What is being asked >> Report only the number of lines holding "this".

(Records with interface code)
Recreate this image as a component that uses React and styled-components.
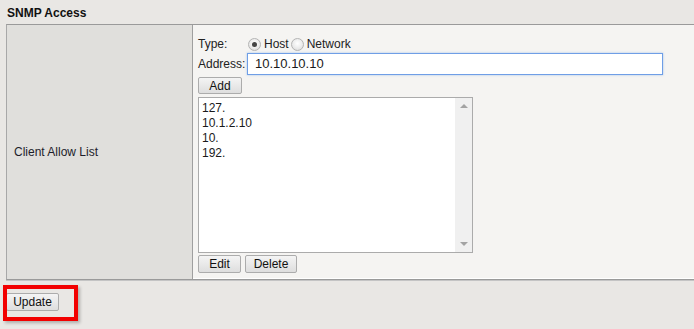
import React from "react";
import styled, { createGlobalStyle } from "styled-components";

const Global = createGlobalStyle`
  html, body { margin: 0; padding: 0; background: #e9e7e4; }
  body { font-family: "Liberation Sans", Arial, sans-serif; font-size: 12px; color: #222; }
`;

const Page = styled.div`
  width: 694px;
  height: 329px;
  overflow: hidden;
  background: #e9e7e4;
`;

const Header = styled.div`
  height: 24px;
  box-sizing: border-box;
  padding: 6px 0 0 7px;
  font-weight: bold;
  font-size: 12px;
  line-height: 14px;
  color: #111;
`;

const Table = styled.div`
  margin-left: 6px;
  display: grid;
  grid-template-columns: 186px 1fr;
  height: 256px;
  box-sizing: border-box;
  border-top: 1px solid #9a9a9a;
  border-left: 1px solid #a8a8a8;
  border-bottom: 1px solid #9a9a9a;
  box-shadow: 0 1px 0 #c4c4c4;
`;

const LabelCell = styled.div`
  background: #e0dfdc;
  border-right: 1px solid #9f9f9f;
  display: flex;
  align-items: center;
  padding-left: 7px;
  color: #1d1d2a;
`;

const ValueCell = styled.div`
  background: #f5f4f2;
  padding: 11px 0 0 5px;
  display: flex;
  flex-direction: column;
  box-shadow: inset 0 -1px 0 #ffffff;
`;

const FieldRow = styled.div`
  display: flex;
  align-items: center;
  height: ${(p) => p.h}px;
  margin-top: ${(p) => p.mt || 0}px;
`;

const FieldLabel = styled.span`
  width: 50px;
  flex: none;
`;

const Radio = styled.span`
  width: 13px;
  height: 13px;
  box-sizing: border-box;
  border-radius: 50%;
  border: 1px solid #b4b4b4;
  background: radial-gradient(circle at 50% 40%, #ffffff 0%, #e9e9e9 60%, #d2d2d2 100%);
  margin-left: ${(p) => p.ml || 0}px;
  margin-right: 3px;
  display: inline-flex;
  align-items: center;
  justify-content: center;
  &::after {
    content: "";
    width: 5px;
    height: 5px;
    border-radius: 50%;
    background: ${(p) => (p.checked ? "#444" : "transparent")};
  }
`;

const RadioText = styled.span`
  margin-right: 2px;
`;

const TextInput = styled.div`
  width: 416px;
  height: 22px;
  margin-left: -1px;
  box-sizing: border-box;
  border: 1px solid #6f9ee6;
  box-shadow: 0 0 2px rgba(110, 160, 230, 0.6);
  background: #fff;
  font-size: 13px;
  line-height: 20px;
  padding-left: 7px;
  color: #1a1a1a;
`;

const Button = styled.div`
  display: inline-flex;
  align-items: center;
  justify-content: center;
  box-sizing: border-box;
  width: ${(p) => p.w}px;
  height: ${(p) => p.h || 17}px;
  border: 1px solid #acacac;
  border-radius: 2px;
  background: linear-gradient(#f4f4f4, #dedede);
  color: #111;
  font-size: 12px;
  margin-right: ${(p) => p.mr || 0}px;
`;

const ListBox = styled.div`
  margin-top: 3px;
  width: 275px;
  height: 156px;
  box-sizing: border-box;
  border: 1px solid #ababab;
  background: #fff;
  display: flex;
`;

const ListItems = styled.div`
  flex: 1;
  padding: 3px 0 0 3px;
  line-height: 15px;
  color: #1a1a1a;
`;

const ScrollBar = styled.div`
  width: 17px;
  background: #f0f0f0;
  display: flex;
  flex-direction: column;
  justify-content: space-between;
  align-items: center;
  padding: 6px 0;
  box-sizing: border-box;
`;

const Arrow = styled.span`
  width: 0;
  height: 0;
  border-left: 4px solid transparent;
  border-right: 4px solid transparent;
  ${(p) => (p.up ? "border-bottom: 4px solid #a3a3a3;" : "border-top: 4px solid #a3a3a3;")}
`;

const ButtonRow = styled.div`
  display: flex;
  margin-top: 2px;
`;

const Footer = styled.div`
  position: relative;
  padding: 13px 0 0 6px;
`;

const Highlight = styled.div`
  position: absolute;
  left: 3px;
  top: 5px;
  width: 75px;
  height: 36px;
  box-sizing: border-box;
  border: 4px solid #f20000;
  box-shadow: 2px 2px 3px rgba(0, 0, 0, 0.25);
  pointer-events: none;
`;

export default function App() {
  return (
    <Page>
      <Global />
      <Header>SNMP Access</Header>
      <Table>
        <LabelCell>Client Allow List</LabelCell>
        <ValueCell>
          <FieldRow h={16}>
            <FieldLabel>Type:</FieldLabel>
            <Radio checked />
            <RadioText>Host</RadioText>
            <Radio />
            <RadioText>Network</RadioText>
          </FieldRow>
          <FieldRow h={22} mt={1}>
            <FieldLabel>Address:</FieldLabel>
            <TextInput>10.10.10.10</TextInput>
          </FieldRow>
          <FieldRow h={17} mt={2}>
            <Button w={44}>Add</Button>
          </FieldRow>
          <ListBox>
            <ListItems>
              <div>127.</div>
              <div>10.1.2.10</div>
              <div>10.</div>
              <div>192.</div>
            </ListItems>
            <ScrollBar>
              <Arrow up />
              <Arrow />
            </ScrollBar>
          </ListBox>
          <ButtonRow>
            <Button w={43} h={18} mr={4}>Edit</Button>
            <Button w={52} h={18}>Delete</Button>
          </ButtonRow>
        </ValueCell>
      </Table>
      <Footer>
        <Button w={53} h={18}>Update</Button>
        <Highlight />
      </Footer>
    </Page>
  );
}
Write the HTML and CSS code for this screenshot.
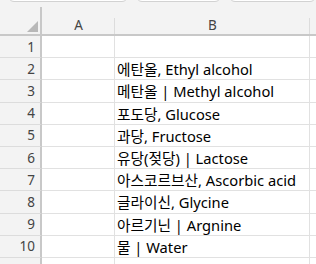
FILE: index.html
```html
<!DOCTYPE html>
<html lang="ko">
<head>
<meta charset="utf-8">
<link rel="stylesheet" href="styles.css">
</head>
<body>
<div class="tabs">
  <div class="tab tab1"></div>
  <div class="tab tab2"></div>
  <div class="tab tab3"></div>
</div>
<div class="sheet">
  <div class="corner"><span class="tri"></span></div>
  <div class="colhead">A</div>
  <div class="colhead">B</div>
  <div class="colhead last"></div>

  <div class="rowhead">1</div><div class="cell"></div><div class="cell"></div><div class="cell last"></div>
  <div class="rowhead">2</div><div class="cell"></div><div class="cell">에탄올, Ethyl alcohol</div><div class="cell last"></div>
  <div class="rowhead">3</div><div class="cell"></div><div class="cell">메탄올 | Methyl alcohol</div><div class="cell last"></div>
  <div class="rowhead">4</div><div class="cell"></div><div class="cell">포도당, Glucose</div><div class="cell last"></div>
  <div class="rowhead">5</div><div class="cell"></div><div class="cell">과당, Fructose</div><div class="cell last"></div>
  <div class="rowhead">6</div><div class="cell"></div><div class="cell">유당(젖당) | Lactose</div><div class="cell last"></div>
  <div class="rowhead">7</div><div class="cell"></div><div class="cell">아스코르브산, Ascorbic acid</div><div class="cell last"></div>
  <div class="rowhead">8</div><div class="cell"></div><div class="cell">글라이신, Glycine</div><div class="cell last"></div>
  <div class="rowhead">9</div><div class="cell"></div><div class="cell">아르기닌 | Argnine</div><div class="cell last"></div>
  <div class="rowhead">10</div><div class="cell"></div><div class="cell">물 | Water</div><div class="cell last"></div>
  <div class="rowhead tail"></div><div class="cell"></div><div class="cell"></div><div class="cell last"></div>
</div>
</body>
</html>
```
FILE: styles.css
```css
html, body {
  margin: 0;
  padding: 0;
  background: #ffffff;
  overflow: hidden;
}
body {
  width: 316px;
  height: 264px;
  font-family: "Noto Sans", "Noto Sans CJK KR", sans-serif;
}
.tabs {
  display: flex;
  height: 0;
  position: relative;
  z-index: 2;
}
.tab {
  height: 12px;
  margin-top: -10px;
  background: #ffffff;
  border: 1px solid #d2d2d2;
  border-radius: 6px;
  box-sizing: border-box;
}
.tab1 { margin-left: 8px; width: 124px; }
.tab2 { margin-left: 8px; width: 87px; }
.tab3 { margin-left: 8px; width: 90px; }

.sheet {
  display: grid;
  grid-template-columns: 42px 73px 195px 6px;
  grid-template-rows: 36px repeat(11, 22.2px);
  background: #f3f3f3;
}
.corner {
  background: #f3f3f3;
  border-right: 2px solid #c8c8c8;
  border-bottom: 2px solid #c8c8c8;
  margin-top: 7px;
  position: relative;
}
.tri {
  position: absolute;
  right: 2px;
  bottom: 2px;
  width: 0;
  height: 0;
  border-left: 11px solid transparent;
  border-bottom: 11px solid #b8b8b8;
}
.colhead {
  background: #f3f3f3;
  border-bottom: 2px solid #c8c8c8;
  display: flex;
  align-items: flex-end;
  justify-content: center;
  padding-bottom: 1px;
  font-size: 13.5px;
  color: #444444;
  position: relative;
  line-height: 16px;
}
.colhead::after {
  content: "";
  position: absolute;
  right: 0;
  top: 18px;
  bottom: 0;
  width: 1px;
  background: #dcdcdc;
}
.colhead.last::after { display: none; }
.rowhead {
  background: #f3f3f3;
  border-right: 2px solid #c8c8c8;
  border-bottom: 1px solid #dcdcdc;
  font-size: 13.5px;
  color: #444444;
  padding-right: 5px;
  display: flex;
  align-items: center;
  justify-content: flex-end;
}
.cell {
  background: #ffffff;
  border-right: 1px solid #e1e1e1;
  border-bottom: 1px solid #e1e1e1;
  font-size: 14.7px;
  color: #000000;
  display: flex;
  align-items: center;
  padding-left: 2px;
  white-space: nowrap;
  overflow: hidden;
}
.cell.last { border-right: none; }
```
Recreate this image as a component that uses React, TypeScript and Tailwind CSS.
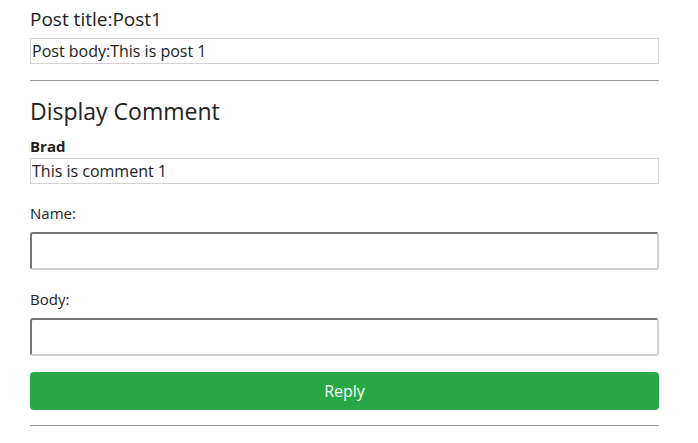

Final answer >> 3